Songs in praise of religious deities are commonplace in
Tamil Nadu. Although the polytheistic
Hindu religion inspires much of this music,
the Muslims and Christians have their share of songs too.
The saints, seers and composers of classical music have basically composed songs only as a means of expressing their devout feelings and also to communicate with the 'self' and 'soul'. Music, when presented to God as an offering, inspires the person and the devotional excitement therein, gives rise to a torrent of tuneful outpourings.
Singing in praise of God awakens the singer's consciousness of the Divine and makes him / her sensitive to the divine message. Songs, therefore, establish a direct contact between the divine and human spheres, between the spiritual and phenomenal realms. The poet-saints of Bhakti never composed their devotional verses as merely literary artifacts but clad them in melody and sang them before the chosen deity.
The Musical Instruments Associated With The Deities
In Hindu mythology, music and God have always been portrayed together. Many deities are assigned their own instruments and are all hailed as music lovers. Lord Krishna, the foremost of flautists, indicates his musical inclinations by assessing that he is Sam Veda among the Vedas.
While Lord Shiva is the embodiment of 'Nada' and 'Tandava' (cosmic dance), Goddess Parvati is hailed as the embodiment of 'Lasya'. Goddess Saraswati, the Goddess of Learning is always associated with the 'Veena' (known as Vipanchi). Goddess Lakshmi, the goddess of wealth is believed to revel in music while Lord Vishnu, her consort, plays on the percussion.
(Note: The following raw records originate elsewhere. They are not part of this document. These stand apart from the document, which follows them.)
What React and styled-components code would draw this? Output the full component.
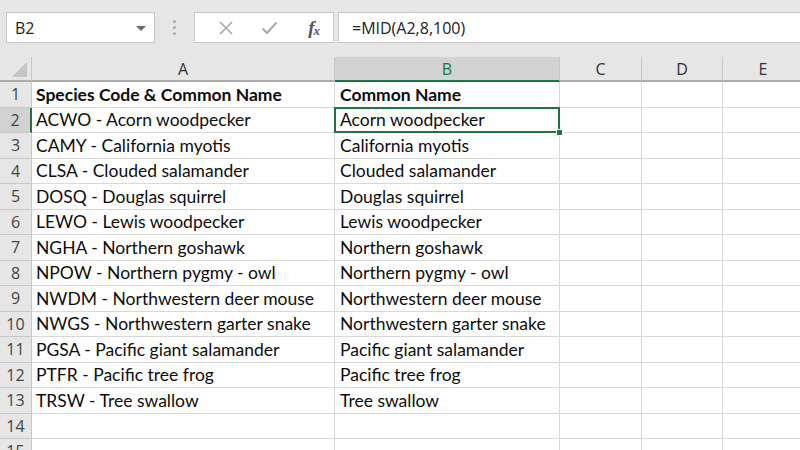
import React from 'react';
import styled, { createGlobalStyle } from 'styled-components';

const GlobalStyle = createGlobalStyle`
  html, body {
    margin: 0;
    padding: 0;
    background: #e6e6e6;
  }
`;

const rows = [
  ['Species Code & Common Name', 'Common Name'],
  ['ACWO - Acorn woodpecker', 'Acorn woodpecker'],
  ['CAMY - California myotis', 'California myotis'],
  ['CLSA - Clouded salamander', 'Clouded salamander'],
  ['DOSQ - Douglas squirrel', 'Douglas squirrel'],
  ['LEWO - Lewis woodpecker', 'Lewis woodpecker'],
  ['NGHA - Northern goshawk', 'Northern goshawk'],
  ['NPOW - Northern pygmy - owl', 'Northern pygmy - owl'],
  ['NWDM - Northwestern deer mouse', 'Northwestern deer mouse'],
  ['NWGS - Northwestern garter snake', 'Northwestern garter snake'],
  ['PGSA - Pacific giant salamander', 'Pacific giant salamander'],
  ['PTFR - Pacific tree frog', 'Pacific tree frog'],
  ['TRSW - Tree swallow', 'Tree swallow'],
  ['', ''],
  ['', ''],
];

const columns = [
  { name: 'A', width: 303 },
  { name: 'B', width: 225 },
  { name: 'C', width: 82 },
  { name: 'D', width: 81 },
  { name: 'E', width: 81 },
];

const Window = styled.div`
  width: 800px;
  height: 450px;
  overflow: hidden;
  background: #e6e6e6;
  font-family: "Segoe UI", "Open Sans", "Noto Sans", sans-serif;
`;

const Toolbar = styled.div`
  display: flex;
  align-items: center;
  height: 57px;
  padding: 0 0 2px 6px;
  box-sizing: border-box;
`;

const Box = styled.div`
  height: 31px;
  box-sizing: border-box;
  background: #fff;
  border: 1px solid #c6c6c6;
  display: flex;
  align-items: center;
`;

const NameBox = styled(Box)`
  width: 149px;
  padding: 0 8px 0 8px;
  justify-content: space-between;
  font-size: 16px;
  color: #222;
`;

const Caret = styled.span`
  width: 0;
  height: 0;
  border-left: 5px solid transparent;
  border-right: 5px solid transparent;
  border-top: 5px solid #6a6a6a;
  margin-top: 1px;
`;

const Dots = styled.div`
  width: 39px;
  display: flex;
  flex-direction: column;
  align-items: center;
  gap: 3px;
  span {
    width: 3px;
    height: 3px;
    border-radius: 50%;
    background: #a8a8a8;
  }
`;

const ButtonsBox = styled(Box)`
  width: 140px;
  padding: 0 0 0 10px;
`;

const IconSlot = styled.div`
  width: 46px;
  display: flex;
  justify-content: center;
  align-items: center;
`;

const Fx = styled.span`
  font-family: "Liberation Serif", serif;
  font-style: italic;
  font-weight: bold;
  font-size: 19px;
  color: #555;
  letter-spacing: -1px;
  margin-left: 4px;
  sub {
    font-size: 13px;
    vertical-align: -1px;
  }
`;

const FormulaBox = styled(Box)`
  flex: 1;
  margin-left: 4px;
  border-right: none;
  padding-left: 13px;
  font-size: 16px;
  color: #222;
`;

const Grid = styled.div`
  display: grid;
  grid-template-columns: 32px ${columns.map((c) => c.width + 'px').join(' ')};
  grid-template-rows: 25px repeat(${rows.length}, 25.5px);
  background: #fff;
`;

const Corner = styled.div`
  background: #e6e6e6;
  border-bottom: 2px solid #ababab;
  border-right: 1px solid #c8c8c8;
  box-sizing: border-box;
  position: relative;
  &::after {
    content: '';
    position: absolute;
    right: 4px;
    bottom: 3px;
    width: 0;
    height: 0;
    border-left: 15px solid transparent;
    border-bottom: 15px solid #c4c4c4;
  }
`;

const ColHead = styled.div`
  box-sizing: border-box;
  display: flex;
  align-items: center;
  justify-content: center;
  font-size: 16px;
  background: ${(p) => (p.$active ? '#d2d2d2' : '#e6e6e6')};
  color: ${(p) => (p.$active ? '#217346' : '#333')};
  border-bottom: 2px solid ${(p) => (p.$active ? '#217346' : '#ababab')};
  border-right: 1px solid #c8c8c8;
  padding-top: 1px;
`;

const RowHead = styled.div`
  box-sizing: border-box;
  display: flex;
  align-items: center;
  justify-content: center;
  font-size: 16px;
  color: #444;
  background: ${(p) => (p.$active ? '#d2d2d2' : '#e6e6e6')};
  border-bottom: 1px solid #c8c8c8;
  border-right: ${(p) => (p.$active ? '2px solid #217346' : '1px solid #c8c8c8')};
`;

const Cell = styled.div`
  box-sizing: border-box;
  display: flex;
  align-items: center;
  padding-left: ${(p) => (p.$indent ? 5 : 4)}px;
  border-right: 1px solid #d9d9d9;
  border-bottom: 1px solid #d9d9d9;
  font-family: "Lato", "Open Sans", sans-serif;
  font-size: 17.5px;
  font-weight: ${(p) => (p.$bold ? 700 : 400)};
  color: #0d0d0d;
  white-space: nowrap;
  position: relative;
  ${(p) =>
    p.$selected &&
    `
    &::after {
      content: '';
      position: absolute;
      left: -1px;
      top: -1px;
      right: -1px;
      bottom: -1px;
      border: 2px solid #217346;
    }
    &::before {
      content: '';
      position: absolute;
      right: -4px;
      bottom: -4px;
      width: 5px;
      height: 5px;
      background: #217346;
      border: 1px solid #fff;
      z-index: 2;
    }
  `}
`;

function CrossIcon() {
  return (
    <svg width="14" height="14" viewBox="0 0 14 14">
      <path d="M1 1 L13 13 M13 1 L1 13" stroke="#a6a6a6" strokeWidth="1.6" fill="none" />
    </svg>
  );
}

function CheckIcon() {
  return (
    <svg width="17" height="14" viewBox="0 0 17 14">
      <path d="M1.5 7.5 L6 12 L15.5 1.5" stroke="#a6a6a6" strokeWidth="2" fill="none" />
    </svg>
  );
}

export default function App() {
  return (
    <Window>
      <GlobalStyle />
      <Toolbar>
        <NameBox>
          <span>B2</span>
          <Caret />
        </NameBox>
        <Dots>
          <span />
          <span />
          <span />
        </Dots>
        <ButtonsBox>
          <IconSlot><CrossIcon /></IconSlot>
          <IconSlot><CheckIcon /></IconSlot>
          <IconSlot><Fx>f<sub>x</sub></Fx></IconSlot>
        </ButtonsBox>
        <FormulaBox>=MID(A2,8,100)</FormulaBox>
      </Toolbar>
      <Grid>
        <Corner />
        {columns.map((c) => (
          <ColHead key={c.name} $active={c.name === 'B'}>{c.name}</ColHead>
        ))}
        {rows.map((r, i) => (
          <React.Fragment key={i}>
            <RowHead $active={i === 1}>{i + 1}</RowHead>
            <Cell $bold={i === 0}>{r[0]}</Cell>
            <Cell $bold={i === 0} $selected={i === 1} $indent>{r[1]}</Cell>
            <Cell />
            <Cell />
            <Cell />
          </React.Fragment>
        ))}
      </Grid>
    </Window>
  );
}
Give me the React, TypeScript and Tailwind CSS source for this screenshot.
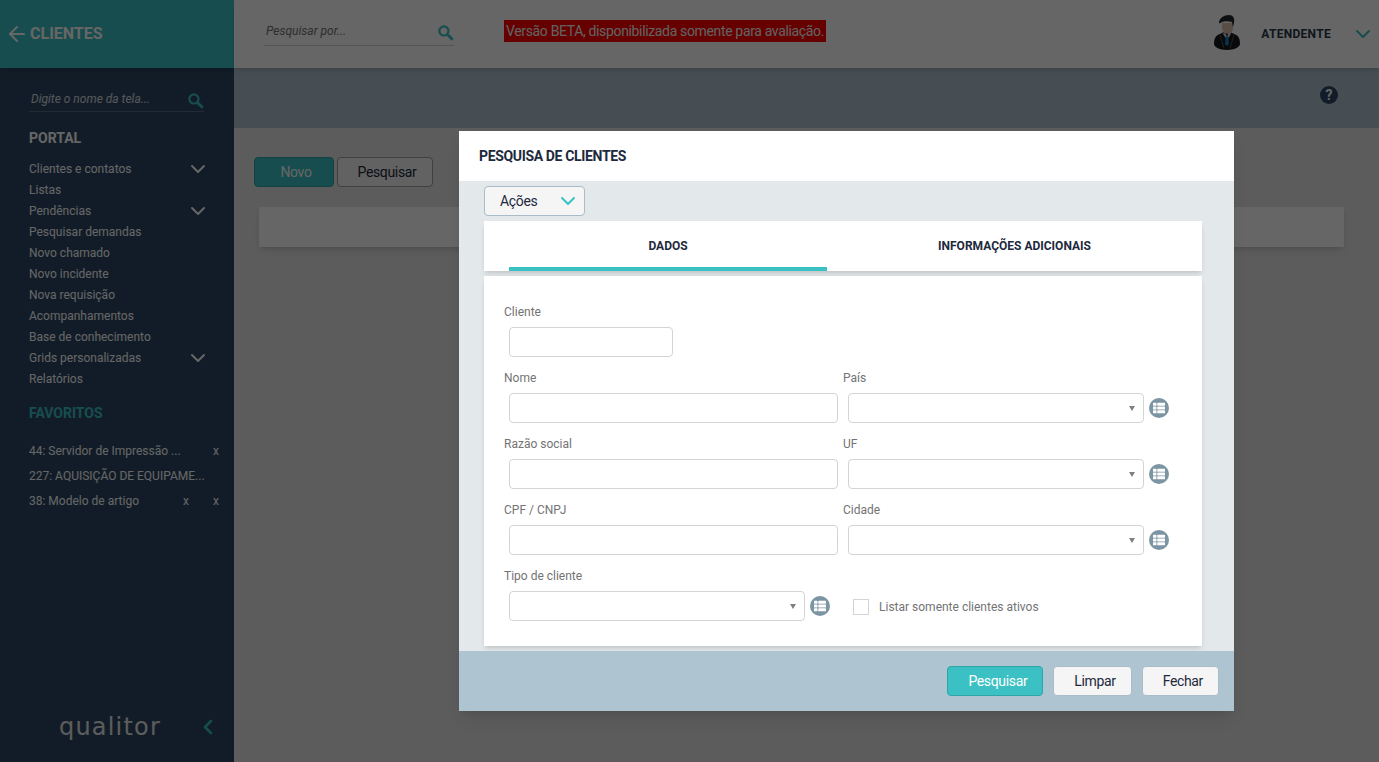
import React from 'react';
import { ArrowLeft, ChevronDown, ChevronLeft } from 'lucide-react';
import { FaThList } from 'react-icons/fa';

const menu = [
  { label: 'Clientes e contatos', more: true },
  { label: 'Listas' },
  { label: 'Pendências', more: true },
  { label: 'Pesquisar demandas' },
  { label: 'Novo chamado' },
  { label: 'Novo incidente' },
  { label: 'Nova requisição' },
  { label: 'Acompanhamentos' },
  { label: 'Base de conhecimento' },
  { label: 'Grids personalizadas', more: true },
  { label: 'Relatórios' },
];

function SearchIcon() {
  return (
    <svg width="20" height="20" viewBox="0 0 24 24" fill="none" stroke="#3bc1c3" className="mt-1 -mr-0.5">
      <circle cx="9.5" cy="9.5" r="5.5" strokeWidth="2.6" />
      <path d="M14 14l6 6" strokeWidth="3.4" />
    </svg>
  );
}

function Avatar() {
  return (
    <svg width="28" height="36" viewBox="0 0 28 36" className="-mt-1">
      <path d="M1 30c0-6 2-9 6-10l4-2h6l4 2c4 1 6 4 6 10 0 3-6 6-13 6S1 33 1 30z" fill="#16181c" />
      <path d="M7 21l4 13M21 21l-4 13" stroke="#4a4e55" strokeWidth="1" fill="none" />
      <path d="M11 18l3 4 3-4 1 2-4 6-4-6z" fill="#d8d8d8" />
      <path d="M13 22h2l1 8-2 2-2-2z" fill="#1f7fc4" />
      <path d="M9 9h11v5c0 3-2 6-5 6-3 0-6-3-6-6z" fill="#dcc3b0" />
      <path d="M6 9c0-5 5-8 10-8 4 0 6 3 5 8l-1 4-1-5c-3-1-8-1-10 0 0 0-3 2-3 1z" fill="#23262c" />
    </svg>
  );
}

function ListIcon() {
  return (
    <div className="w-5 h-5 shrink-0 rounded-full bg-[#7c95a3] flex items-center justify-center text-white">
      <FaThList size={12} />
    </div>
  );
}

function Label({ children }: { children: React.ReactNode }) {
  return <div className="leading-6 text-neutral-500">{children}</div>;
}

function TextField({ label, className }: { label: string; className?: string }) {
  return (
    <div>
      <Label>{label}</Label>
      <input className={`mt-0.75 ml-1.25 block h-7.5 bg-white border border-neutral-300 rounded-sm ${className ?? 'w-82.25'}`} />
    </div>
  );
}

function SelectBox() {
  return (
    <div className="flex items-center gap-1.25">
      <div className="w-74 h-7.5 bg-white border border-neutral-300 rounded-sm flex items-center justify-end pr-2">
        <svg width="6" height="5" viewBox="0 0 6 5">
          <path d="M0 0h6L3 5z" fill="#808080" />
        </svg>
      </div>
      <ListIcon />
    </div>
  );
}

function SelectField({ label }: { label: string }) {
  return (
    <div>
      <Label>{label}</Label>
      <div className="mt-0.75 ml-1.25">
        <SelectBox />
      </div>
    </div>
  );
}

function Button({ children, primary }: { children: React.ReactNode; primary?: boolean }) {
  return (
    <button
      className={`h-7.5 pl-5 pr-3.75 rounded-sm border text-sm tracking-tight ${
        primary ? 'bg-[#3bc1c3] border-[#2fa5a7] text-white' : 'bg-neutral-100 border-[#a9bcc8] text-slate-800'
      }`}
    >
      {children}
    </button>
  );
}

export default function App() {
  return (
    <div className="relative h-screen overflow-hidden flex bg-neutral-200 font-['Roboto',sans-serif] text-xs">
      <aside className="w-[234px] shrink-0 flex flex-col bg-[#2d4864] text-white">
        <div className="h-17 shrink-0 bg-[#3bc1c3] flex items-center gap-px pl-1.25 shadow-md">
          <ArrowLeft size={24} strokeWidth={2} />
          <span className="text-base font-bold">CLIENTES</span>
        </div>
        <div className="flex-1 flex flex-col pl-7.25 pr-7.5">
          <div className="mt-5 h-6 flex items-center justify-between border-b border-white/20 pb-0.5 pl-0.5">
            <span className="italic text-white/80">Digite o nome da tela...</span>
            <SearchIcon />
          </div>
          <h2 className="mt-4 text-sm font-bold leading-5">PORTAL</h2>
          <ul className="mt-2.5">
            {menu.map((item) => (
              <li key={item.label} className="h-5.25 flex items-center justify-between">
                {item.label}
                {item.more && <ChevronDown size={24} strokeWidth={2} className="-mr-1.5" />}
              </li>
            ))}
          </ul>
          <h2 className="mt-3.5 text-sm font-bold leading-5 text-[#3bc1c3]">FAVORITOS</h2>
          <ul className="mt-4.5 -mr-3.75 space-y-1.25 leading-5">
            <li className="flex justify-between">
              <span>44: Servidor de Impressão ...</span>
              <span>x</span>
            </li>
            <li>227: AQUISIÇÃO DE EQUIPAME...</li>
            <li className="flex gap-6 justify-end">
              <span className="mr-auto">38: Modelo de artigo</span>
              <span>x</span>
              <span>x</span>
            </li>
          </ul>
          <div className="mt-auto mb-4.75 pl-7.5 -mr-4 flex items-center justify-between">
            <span className="font-['DejaVu_Sans',sans-serif] text-2xl tracking-wider leading-8 text-neutral-200">qualitor</span>
            <ChevronLeft size={24} strokeWidth={2.5} className="text-[#3bc1c3]" />
          </div>
        </div>
      </aside>

      <main className="flex-1 flex flex-col min-w-0">
        <header className="relative z-10 h-17 shrink-0 bg-white flex items-center shadow-md">
          <div className="ml-7.5 w-47.5 h-7 -mt-1 flex items-center justify-between border-b border-neutral-300 pb-0.5 pl-0.5">
            <span className="italic text-neutral-500">Pesquisar por...</span>
            <SearchIcon />
          </div>
          <div className="ml-12.5 -mt-1.5 h-5.5 px-0.5 flex items-center bg-[#ff0000] text-sm tracking-tight text-neutral-100 whitespace-nowrap">
            Versão BETA, disponibilizada somente para avaliação.
          </div>
          <div className="ml-auto mr-1 flex items-center">
            <Avatar />
            <span className="ml-5 font-bold tracking-wide text-[#27374a]">ATENDENTE</span>
            <ChevronDown size={24} strokeWidth={2} className="ml-5 text-[#3bc1c3]" />
          </div>
        </header>
        <div className="h-15 shrink-0 bg-[#aec4d1] flex items-center justify-end pr-10.25">
          <div className="w-4.5 h-4.5 rounded-full bg-[#2d4864] text-white flex items-center justify-center text-sm font-bold mb-1.5">
            ?
          </div>
        </div>
        <div className="flex-1 pt-7.25 pl-5 pr-8.75">
          <div className="flex gap-0.75 text-sm tracking-tight">
            <button className="w-20 h-7.5 pl-1 rounded-sm bg-[#3bc1c3] border border-[#2fa5a7] text-white">Novo</button>
            <button className="w-24 h-7.5 pl-1 rounded-sm bg-neutral-100 border border-neutral-400 text-slate-800">Pesquisar</button>
          </div>
          <div className="mt-5 ml-1.25 h-10 bg-white shadow-md" />
        </div>
      </main>

      {/* backdrop + modal */}
      <div className="absolute inset-0 z-20 bg-black/60" />
      <div className="absolute z-30 left-[459px] top-[131px] w-[775px] flex flex-col shadow-lg">
        <div className="h-12.5 bg-white flex items-center pl-5 text-sm tracking-tight font-bold text-slate-800">PESQUISA DE CLIENTES</div>
        <div className="bg-[#e3e8eb] pl-6.25 pr-8 pt-1.25 pb-1.25">
          <button className="w-25.25 h-7.5 pl-3.75 pr-1 flex items-center justify-between bg-neutral-100 border border-[#a9bcc8] rounded-sm text-sm tracking-tight text-slate-800">
            Ações
            <ChevronDown size={24} strokeWidth={2} className="text-[#3bc1c3]" />
          </button>
          <div className="mt-1.25 bg-white shadow-md flex pl-6.25 font-bold text-slate-800">
            <div className="w-79.5 pt-3.75">
              <div className="leading-5 text-center pb-2.75">DADOS</div>
              <div className="h-1 bg-[#3bc1c3]" />
            </div>
            <div className="flex-1 pt-3.75 leading-5 text-center">INFORMAÇÕES ADICIONAIS</div>
          </div>
          <div className="mt-1.25 bg-white shadow-md pl-5 pr-5 pt-6 pb-6.25">
            <TextField label="Cliente" className="w-41" />
            <div className="mt-2.25 grid grid-cols-2 gap-y-2.25">
              <TextField label="Nome" />
              <SelectField label="País" />
              <TextField label="Razão social" />
              <SelectField label="UF" />
              <TextField label="CPF / CNPJ" />
              <SelectField label="Cidade" />
              <div className="col-span-2 flex items-end">
                <SelectField label="Tipo de cliente" />
                <div className="ml-5.75 h-7 flex items-center gap-2.5 text-neutral-500">
                  <div className="w-4 h-4 bg-white border border-neutral-300" />
                  Listar somente clientes ativos
                </div>
              </div>
            </div>
          </div>
        </div>
        <div className="h-15 bg-[#aec4d1] flex items-center justify-end gap-2.5 pr-3.75">
          <Button primary>Pesquisar</Button>
          <Button>Limpar</Button>
          <Button>Fechar</Button>
        </div>
      </div>
    </div>
  );
}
Among the saints, Narada and Tumburu are hailed as Vainika-Gayaka (experts in music and Veena). Nandi, the bull, is the master of 'Laya'. The separate set of demi-Gods like 'Yaksha', 'Kinnara' and 'Gandharva' are all believed to be proficient in music and musical instruments. In fact, music is known as "Gandharva Vidya".
Present Day Scenario Of Devotional Music
In the present day scenario, devotional music has assumed a new connotation and an individual status. Today, semi-classical / light music with religious themes and lyrics are referred to as Devotional music. One observed that the new 'Devotional music' is more mass-oriented, with very little classical base.
Tamil Nadu has a rich tradition of folk music. Folk music
has rich aesthetic ingredients and variety. Rythmic aspects observed in
occupations like agriculture, fishing etc., were transformed into the
thalas - a dominant aspect - of folk music. Although it is most often
associated with the rural milieu, folk music remains a major source of
inspiration for the more popular film music. Recent efforts have revived
interest in folk music and good recordings are available these days.
Folk Music Instruments Folk music instruments can be broadly classified into Percussion instruments, Wind instruments and String instruments. Of these three, Percussion instrument dominates over Wind instrument. String instruments are rarely used.
Tamil folk music tends to be vivacious and is best experienced at a live performance. Private albums and performances of folk music have attracted wide audience. In terms of identifying human beings, feelings and expressions, folk music is more close to people than classical music.
Many of the ragas of South Indian music resemble folk music. It's interesting to note the different kinds of folk music resemble different kinds of ragas. Vijayalakshmi Navaneethakrishnan and Pushpavanam Kuppuswamy are two of the principal contemporary "folk-musicologists" who are reviving popular interest in this traditional music form.